The wheel balancing whilst I understand some of its benefits put the student in the vey high risk part of takeoff, highly at risk from gusts or minor over controls where there may not be room or time for correction
In my opinion wheel balancing is how a gyroplane tells the pilot when she is ready to fly.

In my opinion planting the nose during takeoff can lead to the rotor not accelerating normally and increasing the acceleration of the aircraft.

I feel too much air speed for the rotor rpm combined with back cyclic is what causes the retreating blade to stall and the advancing blade to sail.

With hard linked steering planting the nose can lead to confusion about what the rudder is doing.

Most of the pilots operating handbooks I have seen recommend wheel balancing.

Once wheel balancing is achieved I teach clients to progressively bring the cyclic forward as the rotor rpm and airspeed increase to keep the tire near the ground until liftoff.

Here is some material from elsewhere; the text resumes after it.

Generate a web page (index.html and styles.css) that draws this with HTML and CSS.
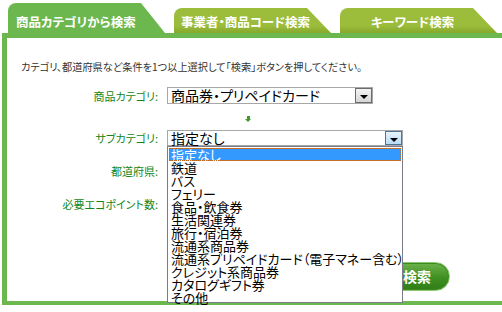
FILE: index.html
```html
<!DOCTYPE html>
<html lang="ja">
<head>
  <meta charset="UTF-8">
  <title>エコポイント商品検索</title>
  <link rel="stylesheet" href="styles.css">
</head>
<body>
  <div class="tabs">
    <div class="tab active">商品カテゴリから検索</div>
    <div class="tab">事業者・商品コード検索</div>
    <div class="tab">キーワード検索</div>
  </div>

  <div class="panel">
    <p class="intro">カテゴリ、都道府県など条件を1つ以上選択して「検索」ボタンを押してください。</p>

    <div class="form">
      <div class="row">
        <span class="label">商品カテゴリ:</span>
        <div class="select wide">
          <span class="value">商品券・プリペイドカード</span>
          <span class="drop"><i></i></span>
        </div>
      </div>

      <div class="arrow-row"><span class="arrow"></span></div>

      <div class="row">
        <span class="label">サブカテゴリ:</span>
        <div class="select sub focus">
          <span class="value">指定なし</span>
          <span class="drop"><i></i></span>
        </div>
      </div>

      <!-- these two are covered by the open list -->
      <div class="row">
        <span class="label">都道府県:</span>
        <div class="select wide">
          <span class="value"></span>
          <span class="drop"><i></i></span>
        </div>
      </div>

      <div class="row">
        <span class="label">必要エコポイント数:</span>
        <div class="select wide">
          <span class="value"></span>
          <span class="drop"><i></i></span>
        </div>
      </div>

      <div class="submit-row">
        <button class="search">検索</button>
      </div>
    </div>

    <ul class="listbox">
      <li class="current">指定なし</li>
      <li>鉄道</li>
      <li>バス</li>
      <li>フェリー</li>
      <li>食品・飲食券</li>
      <li>生活関連券</li>
      <li>旅行・宿泊券</li>
      <li>流通系商品券</li>
      <li>流通系プリペイドカード（電子マネー含む）</li>
      <li>クレジット系商品券</li>
      <li>カタログギフト券</li>
      <li>その他</li>
    </ul>
  </div>
</body>
</html>
```

FILE: styles.css
```css
body {
  margin: 0;
  font-family: "Noto Sans CJK JP", "DejaVu Sans", sans-serif;
  font-feature-settings: "palt";
  background: #fff;
  color: #333;
}
.tabs {
  display: flex;
  align-items: flex-end;
  gap: 9px;
  height: 33px;
  padding-left: 8px;
}
.tab {
  width: 157px;
  height: 25px;
  box-sizing: border-box;
  padding-left: 7px;
  padding-top: 5px;
  border-top-left-radius: 8px;
  clip-path: polygon(0 0, 133px 0, 157px 100%, 0 100%);
  background: linear-gradient(#9cbd3c 0, #9cbd3c 70%, #86a82c 100%);
  color: #fff;
  font-size: 12.5px;
  font-weight: bold;
  line-height: 18px;
}
.tab:last-child {
  text-align: center;
  padding-left: 0;
  padding-right: 12px;
}
.tab.active {
  height: 30px;
  padding-top: 10px;
  padding-left: 8px;
  background: #6cb84f;
  font-size: 12.5px;
}
.panel {
  position: relative;
  margin-left: 2px;
  height: 263px;
  border-top: 5px solid #6cb84f;
  border-left: 5px solid #6cb84f;
  border-bottom: 4px solid #6cb84f;
}
.intro {
  margin: 0;
  padding: 22px 0 0 14px;
  font-size: 10.2px;
  line-height: 13px;
  color: #333;
}
.form {
  display: flex;
  flex-direction: column;
  margin-top: 14px;
}
.row {
  display: flex;
  align-items: center;
  gap: 9px;
  height: 17px;
  margin-bottom: 16px;
}
.row:nth-child(3) {
  height: 16px;
}
.label {
  width: 151px;
  text-align: right;
  font-size: 11px;
  color: #13861a;
}
.select {
  display: flex;
  align-items: stretch;
  height: 17px;
  box-sizing: border-box;
  border: 1px solid #a7a7a7;
  background: #fff;
}
.select.wide {
  width: 206px;
}
.select.sub {
  width: 236px;
  height: 16px;
}
.value {
  flex: 1;
  padding-left: 3px;
  font-size: 14px;
  line-height: 14px;
  color: #000;
}
.drop {
  width: 17px;
  box-sizing: border-box;
  border: 1px solid #6b6b6b;
  background: linear-gradient(#f4f4f4, #d6d6d6);
  display: flex;
  align-items: center;
  justify-content: center;
}
.focus .drop {
  border-color: #4e7596;
  background: linear-gradient(#e8f4fc, #b8dcf5);
}
.drop i {
  width: 0;
  height: 0;
  margin-top: 3px;
  border-left: 4px solid transparent;
  border-right: 4px solid transparent;
  border-top: 4px solid #000;
}
.arrow-row {
  height: 26px;
  margin-top: -16px;
  padding-left: 240px;
  display: flex;
  align-items: center;
}
.arrow {
  position: relative;
  width: 3px;
  height: 3px;
  background: #3f9a2c;
}
.arrow::after {
  content: "";
  position: absolute;
  left: -2px;
  top: 3px;
  border-left: 3.5px solid transparent;
  border-right: 3.5px solid transparent;
  border-top: 3px solid #3f9a2c;
}
.submit-row {
  padding-left: 377px;
  margin-top: 34px;
}
.search {
  width: 66px;
  height: 29px;
  padding: 0 0 2px 0;
  border: 1px solid #8bc76f;
  border-radius: 15px;
  background: linear-gradient(#6db24c, #3f8f22 55%, #2f7d16);
  box-shadow: inset 0 0 0 1px #3d8a22;
  color: #fff;
  font-family: inherit;
  font-size: 14px;
  font-weight: bold;
}
.listbox {
  position: absolute;
  left: 160px;
  top: 108px;
  width: 236px;
  height: 157px;
  box-sizing: border-box;
  margin: 0;
  padding: 1px 1px;
  list-style: none;
  border: 1px solid #7a7a8a;
  background: #fff;
  z-index: 10;
}
.listbox li {
  height: 13px;
  padding-left: 2px;
  font-size: 13px;
  line-height: 13px;
  color: #000;
  white-space: nowrap;
}
.listbox li.current {
  background: #3399ff;
  color: #fff;
  outline: 1px dotted #c06a20;
  outline-offset: -1px;
}
```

In my opinion a properly set up gyroplane will lift off when it is ready near Vx when wheel balancing is done well.

For some wheel balancing is a challenging skill to learn and they look for a short cut like planting the nose on takeoff or some predetermined cyclic position.

The NTSB has recorded many takeoff mishaps from uncomanded rotor divergence. In the most basic terms, too much airspeed for the rotor rpm combined with bringing the cyclic too far back for the rotor rpm and airspeed.

In The Predator the I put in full throttle above 180 rotor rpm and the nose will come up somewhere around two hundred rotor rpm and the cyclic is progressively moved forward as airspeed and rotor rpm increases.

I will not approve solo flight for a pilot who cannot keep the nose tire just off the runway (less than an inch) for the duration of the takeoff roll.